The company known today as Brno Tramway was launched in June 1876, with its first route running from the main station to Pisárky. A short while after that, a second route was launched. Both routes were operated only during the summer months.

The steam tram

Steam trams began operation in the system in 1884, under the name Steam Tramway Brno. In the 1900s, the conversion from steam to electrical power began, but steam locomotives were still used, until 1914, to transport goods.

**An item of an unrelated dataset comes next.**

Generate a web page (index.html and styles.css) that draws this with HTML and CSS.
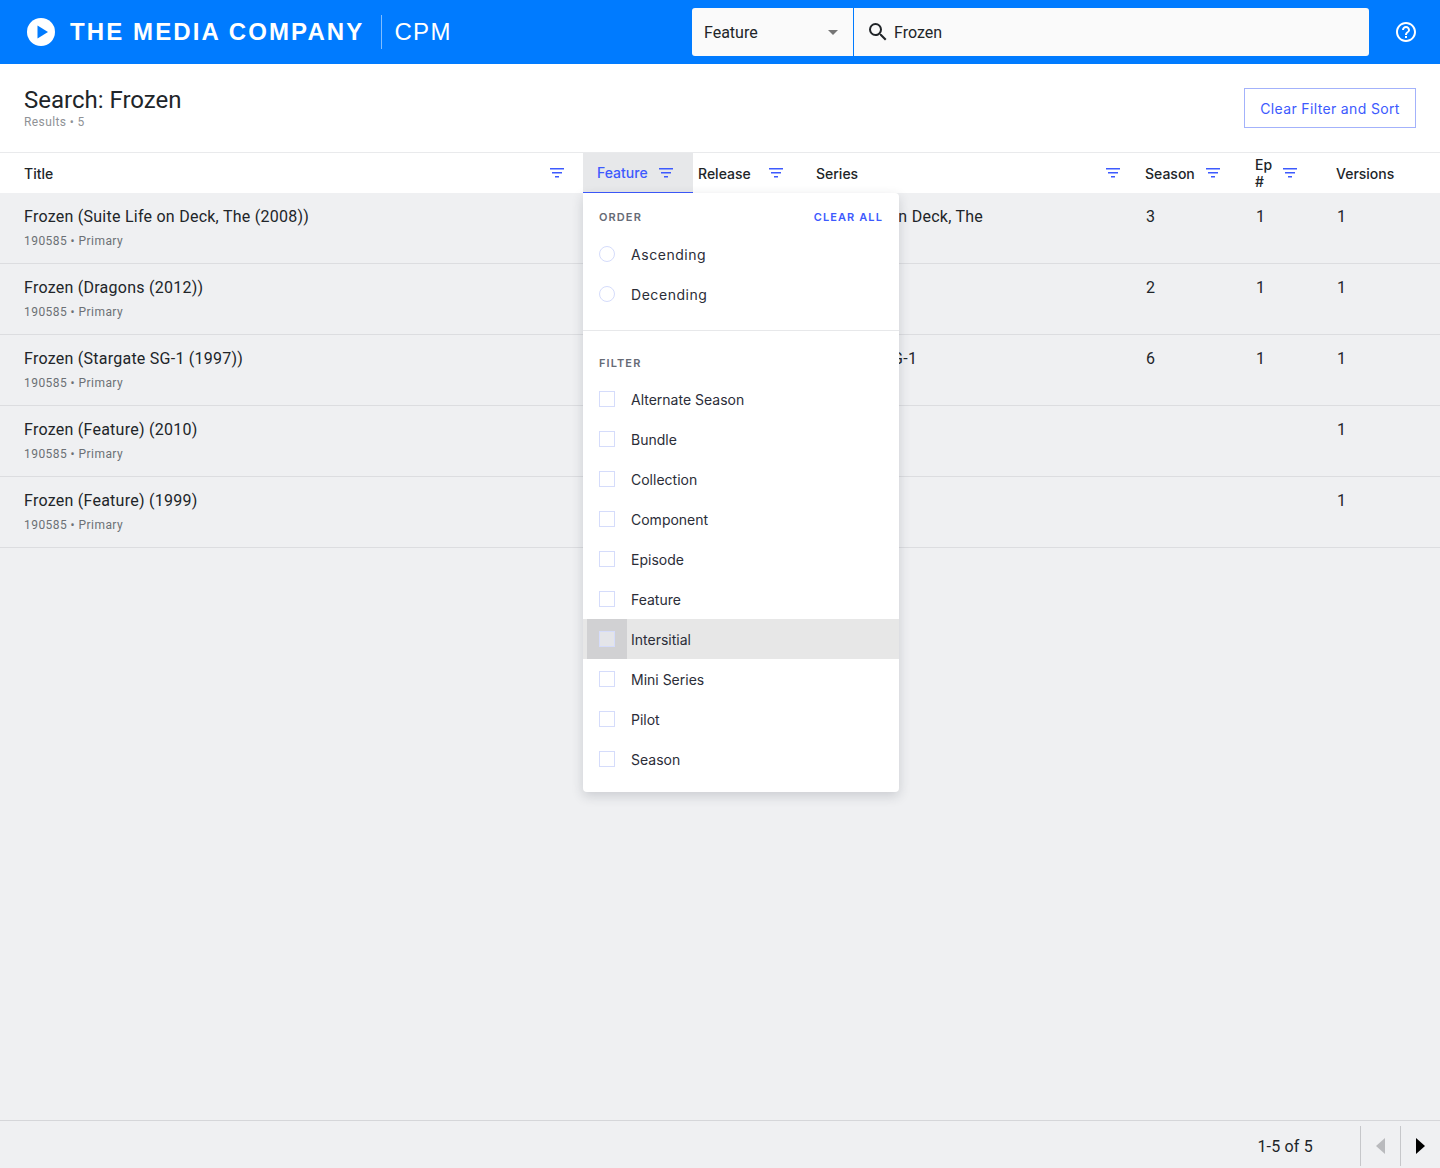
FILE: index.html
```html
<!DOCTYPE html>
<html>
<head>
  <meta charset="UTF-8">
  <title>CPM Search</title>
  <link rel="stylesheet" href="styles.css">
</head>
<body>
  <header class="topbar">
    <div class="brand">
      <svg class="brand-logo" viewBox="0 0 28 28" width="28" height="28">
        <circle cx="14" cy="14" r="14" fill="#fff"/>
        <path d="M10.5 7.5 L21 14 L10.5 20.5 Z" fill="#007bff"/>
      </svg>
      <span class="brand-name">THE MEDIA COMPANY</span>
      <span class="brand-app">CPM</span>
    </div>
    <div class="search">
      <div class="search-type">
        <span>Feature</span>
        <span class="caret"></span>
      </div>
      <div class="search-input">
        <svg viewBox="0 0 24 24" width="24" height="24">
          <path fill="#212529" d="M15.5 14h-.79l-.28-.27A6.47 6.47 0 0 0 16 9.5 6.5 6.5 0 1 0 9.5 16c1.61 0 3.09-.59 4.23-1.57l.27.28v.79l5 4.99L20.49 19l-4.99-5zm-6 0C7.01 14 5 11.99 5 9.5S7.01 5 9.5 5 14 7.01 14 9.5 11.99 14 9.5 14z"/>
        </svg>
        <span>Frozen</span>
      </div>
    </div>
    <svg class="help" viewBox="0 0 24 24" width="24" height="24">
      <path fill="#fff" d="M11 18h2v-2h-2v2zm1-16C6.48 2 2 6.48 2 12s4.48 10 10 10 10-4.48 10-10S17.52 2 12 2zm0 18c-4.41 0-8-3.59-8-8s3.59-8 8-8 8 3.59 8 8-3.59 8-8 8zm0-14c-2.21 0-4 1.79-4 4h2c0-1.1.9-2 2-2s2 .9 2 2c0 2-3 1.75-3 5h2c0-2.25 3-2.5 3-5 0-2.21-1.79-4-4-4z"/>
    </svg>
  </header>

  <section class="page-head">
    <div>
      <h1>Search: Frozen</h1>
      <div class="results">Results • 5</div>
    </div>
    <button class="clear-btn">Clear Filter and Sort</button>
  </section>

  <main class="table">
    <div class="row head">
      <div class="cell c-title">Title <svg class="filter" viewBox="0 0 14 10" width="14" height="10"><path d="M0 0h14v1.4H0zM2 4h10v1.4H2zM5 8h4v1.4H5z"/></svg></div>
      <div class="cell c-feature active">Feature <svg class="filter" viewBox="0 0 14 10" width="14" height="10"><path d="M0 0h14v1.4H0zM2 4h10v1.4H2zM5 8h4v1.4H5z"/></svg></div>
      <div class="cell c-release">Release <svg class="filter" viewBox="0 0 14 10" width="14" height="10"><path d="M0 0h14v1.4H0zM2 4h10v1.4H2zM5 8h4v1.4H5z"/></svg></div>
      <div class="cell c-series">Series <svg class="filter" viewBox="0 0 14 10" width="14" height="10"><path d="M0 0h14v1.4H0zM2 4h10v1.4H2zM5 8h4v1.4H5z"/></svg></div>
      <div class="cell c-season">Season <svg class="filter" viewBox="0 0 14 10" width="14" height="10"><path d="M0 0h14v1.4H0zM2 4h10v1.4H2zM5 8h4v1.4H5z"/></svg></div>
      <div class="cell c-ep">Ep # <svg class="filter" viewBox="0 0 14 10" width="14" height="10"><path d="M0 0h14v1.4H0zM2 4h10v1.4H2zM5 8h4v1.4H5z"/></svg></div>
      <div class="cell c-versions">Versions</div>
    </div>

    <div class="row item">
      <div class="cell c-title"><div>Frozen (Suite Life on Deck, The (2008))<div class="sub">190585 • Primary</div></div></div>
      <div class="cell c-feature"></div>
      <div class="cell c-release"></div>
      <div class="cell c-series">Suite Life on Deck, The</div>
      <div class="cell c-season">3</div>
      <div class="cell c-ep">1</div>
      <div class="cell c-versions">1</div>
    </div>
    <div class="row item">
      <div class="cell c-title"><div>Frozen (Dragons (2012))<div class="sub">190585 • Primary</div></div></div>
      <div class="cell c-feature"></div>
      <div class="cell c-release"></div>
      <div class="cell c-series">Dragons</div>
      <div class="cell c-season">2</div>
      <div class="cell c-ep">1</div>
      <div class="cell c-versions">1</div>
    </div>
    <div class="row item">
      <div class="cell c-title"><div>Frozen (Stargate SG-1 (1997))<div class="sub">190585 • Primary</div></div></div>
      <div class="cell c-feature"></div>
      <div class="cell c-release"></div>
      <div class="cell c-series">Stargate SG-1</div>
      <div class="cell c-season">6</div>
      <div class="cell c-ep">1</div>
      <div class="cell c-versions">1</div>
    </div>
    <div class="row item">
      <div class="cell c-title"><div>Frozen (Feature) (2010)<div class="sub">190585 • Primary</div></div></div>
      <div class="cell c-feature"></div>
      <div class="cell c-release"></div>
      <div class="cell c-series"></div>
      <div class="cell c-season"></div>
      <div class="cell c-ep"></div>
      <div class="cell c-versions">1</div>
    </div>
    <div class="row item">
      <div class="cell c-title"><div>Frozen (Feature) (1999)<div class="sub">190585 • Primary</div></div></div>
      <div class="cell c-feature"></div>
      <div class="cell c-release"></div>
      <div class="cell c-series"></div>
      <div class="cell c-season"></div>
      <div class="cell c-ep"></div>
      <div class="cell c-versions">1</div>
    </div>

    <div class="menu">
      <div class="menu-head">
        <span class="menu-label">ORDER</span>
        <span class="clear-all">CLEAR ALL</span>
      </div>
      <div class="opt order"><span class="radio"></span>Ascending</div>
      <div class="opt order"><span class="radio"></span>Decending</div>
      <div class="menu-divider"></div>
      <div class="menu-head filter-head">
        <span class="menu-label">FILTER</span>
      </div>
      <div class="opt"><span class="check"></span>Alternate Season</div>
      <div class="opt"><span class="check"></span>Bundle</div>
      <div class="opt"><span class="check"></span>Collection</div>
      <div class="opt"><span class="check"></span>Component</div>
      <div class="opt"><span class="check"></span>Episode</div>
      <div class="opt"><span class="check"></span>Feature</div>
      <div class="opt hover"><span class="check"></span>Intersitial</div>
      <div class="opt"><span class="check"></span>Mini Series</div>
      <div class="opt"><span class="check"></span>Pilot</div>
      <div class="opt"><span class="check"></span>Season</div>
    </div>
  </main>

  <footer class="pager">
    <span class="pager-text">1-5 of 5</span>
    <div class="pager-btn"><span class="arrow-left"></span></div>
    <div class="pager-btn"><span class="arrow-right"></span></div>
  </footer>
</body>
</html>
```

FILE: styles.css
```css
* {
  box-sizing: border-box;
}

body {
  margin: 0;
  height: 1168px;
  display: flex;
  flex-direction: column;
  font-family: Roboto, sans-serif;
  color: #212529;
  background-color: #eff0f2;
  overflow: hidden;
}

/* Top bar */
.topbar {
  height: 64px;
  flex: none;
  display: flex;
  align-items: center;
  background-color: #007bff;
}

.brand {
  width: 692px;
  padding-left: 27px;
  display: flex;
  align-items: center;
  color: #fff;
}

.brand-name {
  margin-left: 15px;
  font-family: "Liberation Sans", Arial, sans-serif;
  font-size: 24px;
  font-weight: bold;
  letter-spacing: 2.1px;
  line-height: 34px;
}

.brand-app {
  margin-left: 17px;
  padding-left: 12px;
  border-left: 1px solid rgba(255,255,255,0.5);
  font-family: "Liberation Sans", Arial, sans-serif;
  font-size: 24px;
  letter-spacing: 1.4px;
  line-height: 34px;
}

.search {
  width: 677px;
  height: 48px;
  display: flex;
  font-size: 16px;
  background-color: #fafafa;
  border-radius: 3px;
}

.search-type {
  width: 162px;
  padding: 0 15px 0 12px;
  display: flex;
  align-items: center;
  justify-content: space-between;
  border-right: 1px solid #007bff;
}

.caret {
  width: 0;
  height: 0;
  border-left: 5px solid transparent;
  border-right: 5px solid transparent;
  border-top: 5px solid #757575;
}

.search-input {
  flex: 1;
  padding-left: 12px;
  display: flex;
  align-items: center;
  gap: 4px;
}

.help {
  margin-left: 25px;
}

/* Page heading */
.page-head {
  height: 89px;
  flex: none;
  padding: 24px 24px 0;
  display: flex;
  justify-content: space-between;
  align-items: flex-start;
  background-color: #fff;
  border-bottom: 1px solid #e9eaec;
}

h1 {
  margin: 0;
  font-size: 24px;
  font-weight: 400;
  line-height: 24px;
}

.results {
  margin-top: 2px;
  font-size: 12px;
  line-height: 16px;
  letter-spacing: 0.4px;
  color: #8f9296;
}

.clear-btn {
  width: 172px;
  height: 40px;
  padding: 0;
  font-family: Inter, sans-serif;
  font-size: 14px;
  letter-spacing: 0.35px;
  color: #3d5afe;
  background-color: #fff;
  border: 1px solid #a3b2fb;
}

/* Table */
.table {
  position: relative;
  flex: 1;
}

.row {
  display: flex;
}

.cell {
  display: flex;
  align-items: center;
  justify-content: space-between;
}

.head {
  height: 40px;
  background-color: #fff;
  font-family: Inter, sans-serif;
  font-size: 14px;
  font-weight: 500;
}

.filter {
  fill: #3d5afe;
  flex: none;
}

.c-title { width: 583px; padding: 0 19px 0 24px; }
.c-feature { width: 110px; padding: 0 20px 0 14px; }
.c-release { width: 109px; padding: 0 19px 0 5px; }
.c-series { width: 329px; padding: 0 11px 0 14px; }
.c-season { width: 110px; padding: 0 21px 0 14px; }
.c-ep { width: 81px; padding: 0 25px 0 14px; }
.c-versions { flex: 1; padding-left: 14px; }

.head .active {
  color: #3d5afe;
  background-color: #e7e8ea;
  border-bottom: 1px solid #3d5afe;
}

.item {
  height: 71px;
  font-size: 16px;
  line-height: 22px;
  letter-spacing: 0.25px;
  border-bottom: 1px solid #dcdde0;
}

.item .cell {
  align-items: flex-start;
  padding-top: 13px;
}

.item .c-season,
.item .c-ep,
.item .c-versions {
  padding-left: 15px;
}

.sub {
  margin-top: 4px;
  font-size: 12px;
  line-height: 18px;
  letter-spacing: 0.45px;
  color: #6c7075;
}

/* Column menu */
.menu {
  position: absolute;
  left: 583px;
  top: 40px;
  width: 316px;
  height: 599px;
  background-color: #fff;
  border-radius: 0 4px 4px 4px;
  box-shadow: 0 4px 12px rgba(40,44,60,0.18);
  font-family: Inter, sans-serif;
  font-size: 14px;
  color: #2b2d38;
}

.menu-head {
  height: 41px;
  padding: 16px 16px 0;
  display: flex;
  justify-content: space-between;
  font-size: 11px;
  font-weight: 600;
  line-height: 16px;
  letter-spacing: 1.1px;
}

.menu-label {
  color: #666a75;
}

.clear-all {
  color: #3d5afe;
}

.filter-head {
  height: 48px;
  padding-top: 24px;
}

.menu-divider {
  margin-top: 16px;
  border-top: 1px solid #e7e8ea;
}

.opt {
  height: 40px;
  padding-left: 16px;
  display: flex;
  align-items: center;
}

.order {
  letter-spacing: 0.55px;
}

.radio,
.check {
  width: 16px;
  height: 16px;
  margin-right: 16px;
  flex: none;
  border: 1px solid #d5dcfb;
}

.radio {
  border-radius: 50%;
}

.opt.hover {
  background-color: #e7e7e7;
}

.opt.hover .check {
  box-shadow: 0 0 0 12px #d1d1d3;
  background-color: #e4e5e9;
}

/* Pager */
.pager {
  height: 48px;
  flex: none;
  padding-top: 3px;
  display: flex;
  align-items: center;
  justify-content: flex-end;
  border-top: 1px solid #d5d6d9;
}

.pager-text {
  margin-right: 47px;
  font-size: 16px;
  letter-spacing: 0.2px;
}

.pager-btn {
  width: 40px;
  height: 40px;
  display: flex;
  align-items: center;
  justify-content: center;
  border-left: 1px solid #c6c7ca;
}

.arrow-left {
  border-top: 8px solid transparent;
  border-bottom: 8px solid transparent;
  border-right: 9px solid #b9babd;
}

.arrow-right {
  border-top: 8px solid transparent;
  border-bottom: 8px solid transparent;
  border-left: 9px solid #000;
}
```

The beginning of the electric tram

The first of the electric rail lines in Brno were put into operation on 21 June 1900. These new lines included 41 railcars and 41 trailers; the latter acquired as many as 12 vehicles from the existing steam trains. These electric lines were operated by the Company Brno. While many other areas transitioned to electric, Brno's steam-powered trams were very efficient and it was more cost-effective to keep the technology unchanged. Cities with less established tram systems were considerably faster in terms of moving to electric power, including Prague and a number of other smaller towns such as Teplice, Liberec, and Olomouc.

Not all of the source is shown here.